===== Dataset content =====
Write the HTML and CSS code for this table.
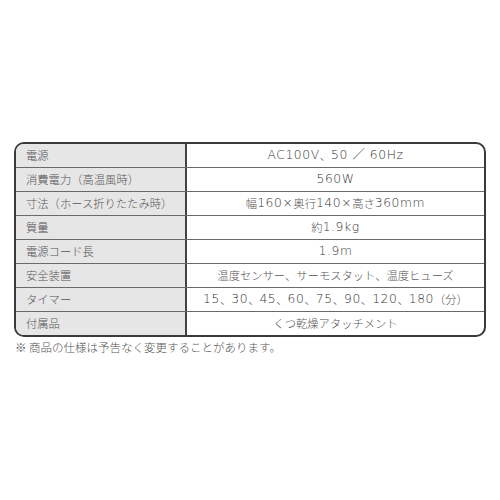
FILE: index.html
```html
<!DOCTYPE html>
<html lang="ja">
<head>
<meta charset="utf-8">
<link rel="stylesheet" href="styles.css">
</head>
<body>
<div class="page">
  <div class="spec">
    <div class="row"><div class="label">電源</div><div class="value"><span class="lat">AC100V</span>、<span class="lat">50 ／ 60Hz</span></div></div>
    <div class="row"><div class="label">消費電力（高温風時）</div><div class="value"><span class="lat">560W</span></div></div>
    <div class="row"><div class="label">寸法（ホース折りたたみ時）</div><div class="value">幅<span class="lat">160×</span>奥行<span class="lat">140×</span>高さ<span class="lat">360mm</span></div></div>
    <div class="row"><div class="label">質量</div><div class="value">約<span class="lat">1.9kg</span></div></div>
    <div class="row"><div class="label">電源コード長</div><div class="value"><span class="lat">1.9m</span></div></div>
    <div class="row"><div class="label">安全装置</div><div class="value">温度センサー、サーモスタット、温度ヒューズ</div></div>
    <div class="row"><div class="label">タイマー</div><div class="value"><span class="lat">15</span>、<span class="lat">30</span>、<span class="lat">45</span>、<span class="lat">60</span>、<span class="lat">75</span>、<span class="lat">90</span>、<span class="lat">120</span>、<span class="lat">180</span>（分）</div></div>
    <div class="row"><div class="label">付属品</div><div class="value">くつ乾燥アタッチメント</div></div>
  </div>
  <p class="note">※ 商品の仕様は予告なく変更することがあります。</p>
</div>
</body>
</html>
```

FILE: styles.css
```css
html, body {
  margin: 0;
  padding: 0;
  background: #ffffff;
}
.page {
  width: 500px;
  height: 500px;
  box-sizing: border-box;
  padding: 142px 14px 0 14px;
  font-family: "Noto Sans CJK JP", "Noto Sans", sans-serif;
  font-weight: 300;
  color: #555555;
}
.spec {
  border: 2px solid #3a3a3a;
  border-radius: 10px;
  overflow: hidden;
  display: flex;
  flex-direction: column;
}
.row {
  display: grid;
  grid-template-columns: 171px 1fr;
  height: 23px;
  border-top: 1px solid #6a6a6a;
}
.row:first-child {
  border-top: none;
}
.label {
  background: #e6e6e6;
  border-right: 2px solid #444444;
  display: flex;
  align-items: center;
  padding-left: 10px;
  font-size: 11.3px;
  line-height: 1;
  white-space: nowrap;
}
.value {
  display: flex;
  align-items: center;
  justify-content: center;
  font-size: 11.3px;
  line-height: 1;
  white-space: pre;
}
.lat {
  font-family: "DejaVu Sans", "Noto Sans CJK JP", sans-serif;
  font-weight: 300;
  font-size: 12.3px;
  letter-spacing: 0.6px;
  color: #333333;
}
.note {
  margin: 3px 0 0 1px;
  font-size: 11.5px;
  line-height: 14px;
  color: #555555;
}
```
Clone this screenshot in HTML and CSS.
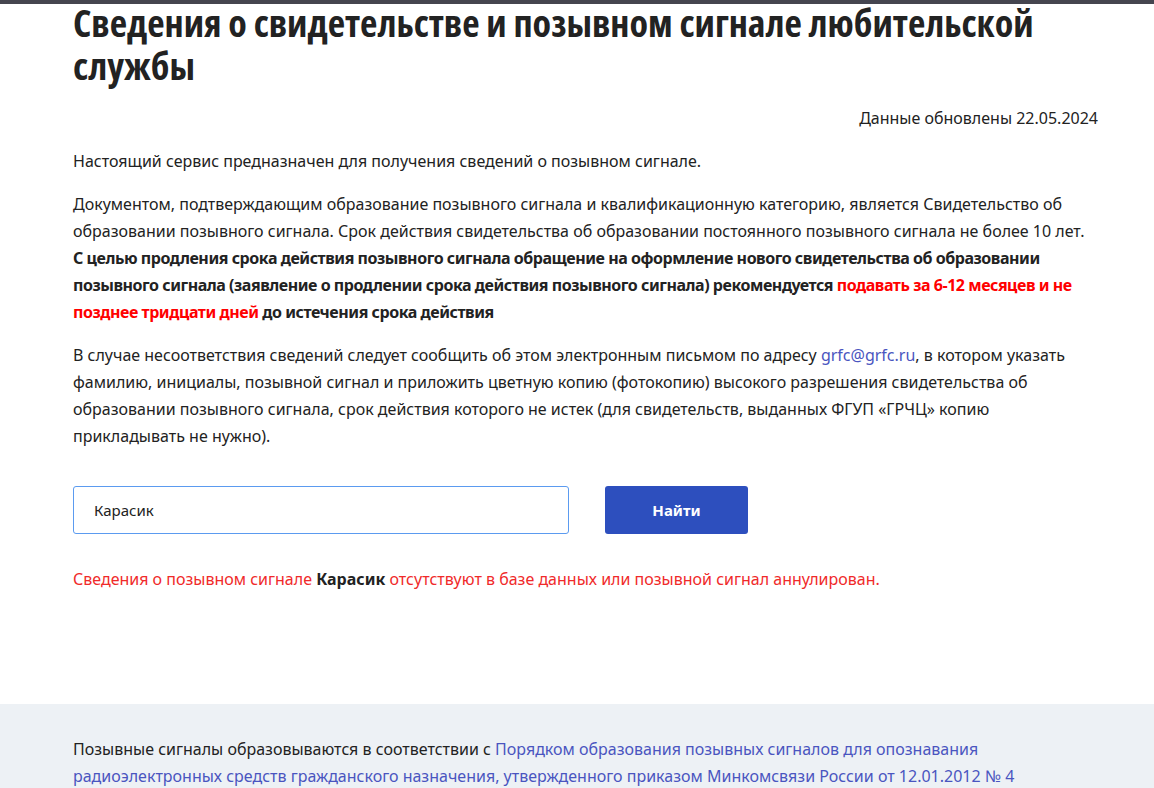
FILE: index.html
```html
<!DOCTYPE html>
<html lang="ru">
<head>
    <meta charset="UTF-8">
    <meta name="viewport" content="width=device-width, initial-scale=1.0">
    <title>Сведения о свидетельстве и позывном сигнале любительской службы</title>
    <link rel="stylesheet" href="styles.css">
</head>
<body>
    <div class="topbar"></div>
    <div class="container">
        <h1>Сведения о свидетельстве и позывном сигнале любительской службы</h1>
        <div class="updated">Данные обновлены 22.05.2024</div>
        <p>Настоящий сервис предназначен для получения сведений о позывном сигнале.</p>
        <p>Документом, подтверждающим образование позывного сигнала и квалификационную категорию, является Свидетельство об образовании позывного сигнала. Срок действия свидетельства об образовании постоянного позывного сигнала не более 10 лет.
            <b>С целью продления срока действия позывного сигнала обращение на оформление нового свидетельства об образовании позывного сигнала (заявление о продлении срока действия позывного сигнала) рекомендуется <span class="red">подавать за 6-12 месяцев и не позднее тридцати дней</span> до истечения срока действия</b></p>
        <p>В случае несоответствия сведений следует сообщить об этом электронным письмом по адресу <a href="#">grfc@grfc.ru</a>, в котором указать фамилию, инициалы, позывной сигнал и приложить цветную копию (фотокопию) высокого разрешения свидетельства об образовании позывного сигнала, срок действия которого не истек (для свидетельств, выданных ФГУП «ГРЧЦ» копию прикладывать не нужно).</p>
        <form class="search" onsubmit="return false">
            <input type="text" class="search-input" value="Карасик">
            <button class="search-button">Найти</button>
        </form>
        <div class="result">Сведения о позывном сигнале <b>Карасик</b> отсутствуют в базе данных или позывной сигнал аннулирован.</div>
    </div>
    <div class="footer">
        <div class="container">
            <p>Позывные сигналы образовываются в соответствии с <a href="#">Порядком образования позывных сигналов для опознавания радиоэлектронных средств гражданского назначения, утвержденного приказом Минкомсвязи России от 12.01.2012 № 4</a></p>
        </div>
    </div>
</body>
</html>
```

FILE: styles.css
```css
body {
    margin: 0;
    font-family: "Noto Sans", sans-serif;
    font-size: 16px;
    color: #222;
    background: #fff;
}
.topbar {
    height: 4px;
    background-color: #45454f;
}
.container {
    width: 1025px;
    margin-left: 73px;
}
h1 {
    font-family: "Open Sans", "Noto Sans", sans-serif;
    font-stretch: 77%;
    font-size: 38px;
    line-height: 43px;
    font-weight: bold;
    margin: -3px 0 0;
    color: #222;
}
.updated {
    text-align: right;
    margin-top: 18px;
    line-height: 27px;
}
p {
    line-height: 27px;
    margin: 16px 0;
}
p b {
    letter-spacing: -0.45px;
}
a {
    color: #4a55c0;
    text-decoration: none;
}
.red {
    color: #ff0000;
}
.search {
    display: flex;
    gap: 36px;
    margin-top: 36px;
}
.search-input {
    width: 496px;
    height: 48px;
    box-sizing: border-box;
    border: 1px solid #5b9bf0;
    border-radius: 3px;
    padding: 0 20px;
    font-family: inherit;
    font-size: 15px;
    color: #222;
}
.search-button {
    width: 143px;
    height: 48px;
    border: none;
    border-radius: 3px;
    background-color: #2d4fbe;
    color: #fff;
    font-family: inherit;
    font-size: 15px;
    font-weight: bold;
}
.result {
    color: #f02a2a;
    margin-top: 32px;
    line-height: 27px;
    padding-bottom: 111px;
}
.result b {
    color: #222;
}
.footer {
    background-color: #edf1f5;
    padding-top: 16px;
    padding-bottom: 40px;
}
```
=====
What you are asked to do:
Set down the lines of the records above exactly, apart from the pictures.

Written solution:
Write the HTML and CSS code for this table.
FILE: index.html
```html
<!DOCTYPE html>
<html lang="ja">
<head>
<meta charset="utf-8">
<link rel="stylesheet" href="styles.css">
</head>
<body>
<div class="page">
  <div class="spec">
    <div class="row"><div class="label">電源</div><div class="value"><span class="lat">AC100V</span>、<span class="lat">50 ／ 60Hz</span></div></div>
    <div class="row"><div class="label">消費電力（高温風時）</div><div class="value"><span class="lat">560W</span></div></div>
    <div class="row"><div class="label">寸法（ホース折りたたみ時）</div><div class="value">幅<span class="lat">160×</span>奥行<span class="lat">140×</span>高さ<span class="lat">360mm</span></div></div>
    <div class="row"><div class="label">質量</div><div class="value">約<span class="lat">1.9kg</span></div></div>
    <div class="row"><div class="label">電源コード長</div><div class="value"><span class="lat">1.9m</span></div></div>
    <div class="row"><div class="label">安全装置</div><div class="value">温度センサー、サーモスタット、温度ヒューズ</div></div>
    <div class="row"><div class="label">タイマー</div><div class="value"><span class="lat">15</span>、<span class="lat">30</span>、<span class="lat">45</span>、<span class="lat">60</span>、<span class="lat">75</span>、<span class="lat">90</span>、<span class="lat">120</span>、<span class="lat">180</span>（分）</div></div>
    <div class="row"><div class="label">付属品</div><div class="value">くつ乾燥アタッチメント</div></div>
  </div>
  <p class="note">※ 商品の仕様は予告なく変更することがあります。</p>
</div>
</body>
</html>
```

FILE: styles.css
```css
html, body {
  margin: 0;
  padding: 0;
  background: #ffffff;
}
.page {
  width: 500px;
  height: 500px;
  box-sizing: border-box;
  padding: 142px 14px 0 14px;
  font-family: "Noto Sans CJK JP", "Noto Sans", sans-serif;
  font-weight: 300;
  color: #555555;
}
.spec {
  border: 2px solid #3a3a3a;
  border-radius: 10px;
  overflow: hidden;
  display: flex;
  flex-direction: column;
}
.row {
  display: grid;
  grid-template-columns: 171px 1fr;
  height: 23px;
  border-top: 1px solid #6a6a6a;
}
.row:first-child {
  border-top: none;
}
.label {
  background: #e6e6e6;
  border-right: 2px solid #444444;
  display: flex;
  align-items: center;
  padding-left: 10px;
  font-size: 11.3px;
  line-height: 1;
  white-space: nowrap;
}
.value {
  display: flex;
  align-items: center;
  justify-content: center;
  font-size: 11.3px;
  line-height: 1;
  white-space: pre;
}
.lat {
  font-family: "DejaVu Sans", "Noto Sans CJK JP", sans-serif;
  font-weight: 300;
  font-size: 12.3px;
  letter-spacing: 0.6px;
  color: #333333;
}
.note {
  margin: 3px 0 0 1px;
  font-size: 11.5px;
  line-height: 14px;
  color: #555555;
}
```
Clone this screenshot in HTML and CSS.
FILE: index.html
```html
<!DOCTYPE html>
<html lang="ru">
<head>
    <meta charset="UTF-8">
    <meta name="viewport" content="width=device-width, initial-scale=1.0">
    <title>Сведения о свидетельстве и позывном сигнале любительской службы</title>
    <link rel="stylesheet" href="styles.css">
</head>
<body>
    <div class="topbar"></div>
    <div class="container">
        <h1>Сведения о свидетельстве и позывном сигнале любительской службы</h1>
        <div class="updated">Данные обновлены 22.05.2024</div>
        <p>Настоящий сервис предназначен для получения сведений о позывном сигнале.</p>
        <p>Документом, подтверждающим образование позывного сигнала и квалификационную категорию, является Свидетельство об образовании позывного сигнала. Срок действия свидетельства об образовании постоянного позывного сигнала не более 10 лет.
            <b>С целью продления срока действия позывного сигнала обращение на оформление нового свидетельства об образовании позывного сигнала (заявление о продлении срока действия позывного сигнала) рекомендуется <span class="red">подавать за 6-12 месяцев и не позднее тридцати дней</span> до истечения срока действия</b></p>
        <p>В случае несоответствия сведений следует сообщить об этом электронным письмом по адресу <a href="#">grfc@grfc.ru</a>, в котором указать фамилию, инициалы, позывной сигнал и приложить цветную копию (фотокопию) высокого разрешения свидетельства об образовании позывного сигнала, срок действия которого не истек (для свидетельств, выданных ФГУП «ГРЧЦ» копию прикладывать не нужно).</p>
        <form class="search" onsubmit="return false">
            <input type="text" class="search-input" value="Карасик">
            <button class="search-button">Найти</button>
        </form>
        <div class="result">Сведения о позывном сигнале <b>Карасик</b> отсутствуют в базе данных или позывной сигнал аннулирован.</div>
    </div>
    <div class="footer">
        <div class="container">
            <p>Позывные сигналы образовываются в соответствии с <a href="#">Порядком образования позывных сигналов для опознавания радиоэлектронных средств гражданского назначения, утвержденного приказом Минкомсвязи России от 12.01.2012 № 4</a></p>
        </div>
    </div>
</body>
</html>
```

FILE: styles.css
```css
body {
    margin: 0;
    font-family: "Noto Sans", sans-serif;
    font-size: 16px;
    color: #222;
    background: #fff;
}
.topbar {
    height: 4px;
    background-color: #45454f;
}
.container {
    width: 1025px;
    margin-left: 73px;
}
h1 {
    font-family: "Open Sans", "Noto Sans", sans-serif;
    font-stretch: 77%;
    font-size: 38px;
    line-height: 43px;
    font-weight: bold;
    margin: -3px 0 0;
    color: #222;
}
.updated {
    text-align: right;
    margin-top: 18px;
    line-height: 27px;
}
p {
    line-height: 27px;
    margin: 16px 0;
}
p b {
    letter-spacing: -0.45px;
}
a {
    color: #4a55c0;
    text-decoration: none;
}
.red {
    color: #ff0000;
}
.search {
    display: flex;
    gap: 36px;
    margin-top: 36px;
}
.search-input {
    width: 496px;
    height: 48px;
    box-sizing: border-box;
    border: 1px solid #5b9bf0;
    border-radius: 3px;
    padding: 0 20px;
    font-family: inherit;
    font-size: 15px;
    color: #222;
}
.search-button {
    width: 143px;
    height: 48px;
    border: none;
    border-radius: 3px;
    background-color: #2d4fbe;
    color: #fff;
    font-family: inherit;
    font-size: 15px;
    font-weight: bold;
}
.result {
    color: #f02a2a;
    margin-top: 32px;
    line-height: 27px;
    padding-bottom: 111px;
}
.result b {
    color: #222;
}
.footer {
    background-color: #edf1f5;
    padding-top: 16px;
    padding-bottom: 40px;
}
```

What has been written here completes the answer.